シュタイナーは、幼児などの早死にの問題に対して、画期的な考え方を示しました。
誰かが病気になり、通常の人よりも短命な一生を終えたとします。
その人は、通常の人生であれば、仕事をはじめとして十分に生かし切れたであろう力を死後も保持しています。早く死ななければ十分に発揮できたであろうような力が、いわば余力となって残っているのです。
その人の死後、その力がその人の意志と感情の力を強めます。
そして、そのような人は、早死にしなかった場合よりももっと強烈な個性や豊かな才能をもった人間として、再びこの世に生まれ変わってくるというのです。
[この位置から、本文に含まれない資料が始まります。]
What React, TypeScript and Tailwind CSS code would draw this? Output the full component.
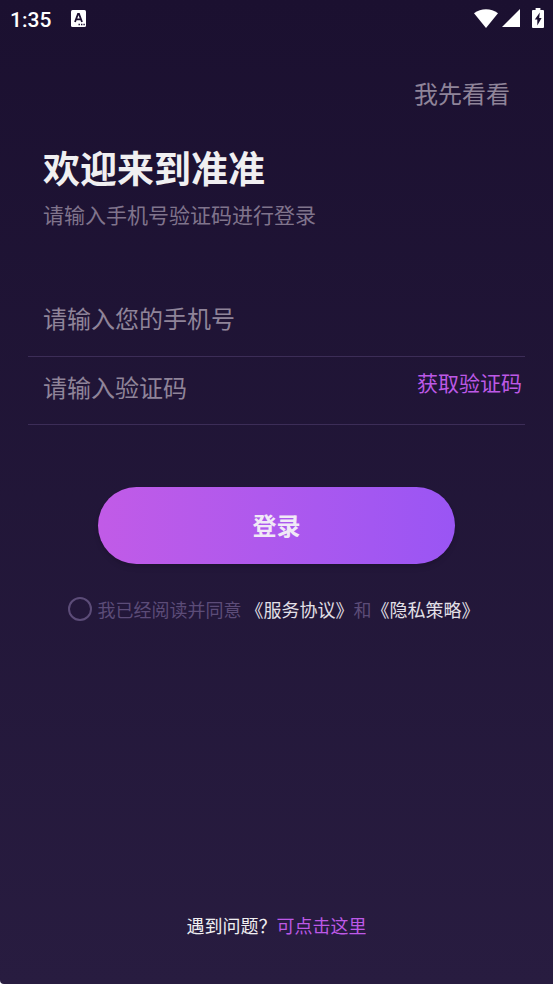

子どもの場合もまったく同じです。幼くして死んだ子どもは、強力なパワーをもって霊界に参入し、天才として生まれ変わってくることが多いのです。長生きできる生命力をもっていた人間が不慮の災難に遭って、この世から去らなければいけないとき、その残された生命力はその後も使用することができるのです。
いわば、生命力には「エネルギー保存の法則」が働いているのです。
シュタイナーによれば、人類の歴史に影響を与えるような大発明家には、前世において不慮の死を遂げた人が多いそうです。このようなシュタイナーの思想は、幼い我が子を失った多くの親たちを慰めてきました。本書に登場する4歳の少女の発言から、わたしはシュタイナーのことを思い出したのです。
本書を読んで、グリーフケアのための良い言葉を1つ学ぶことができました。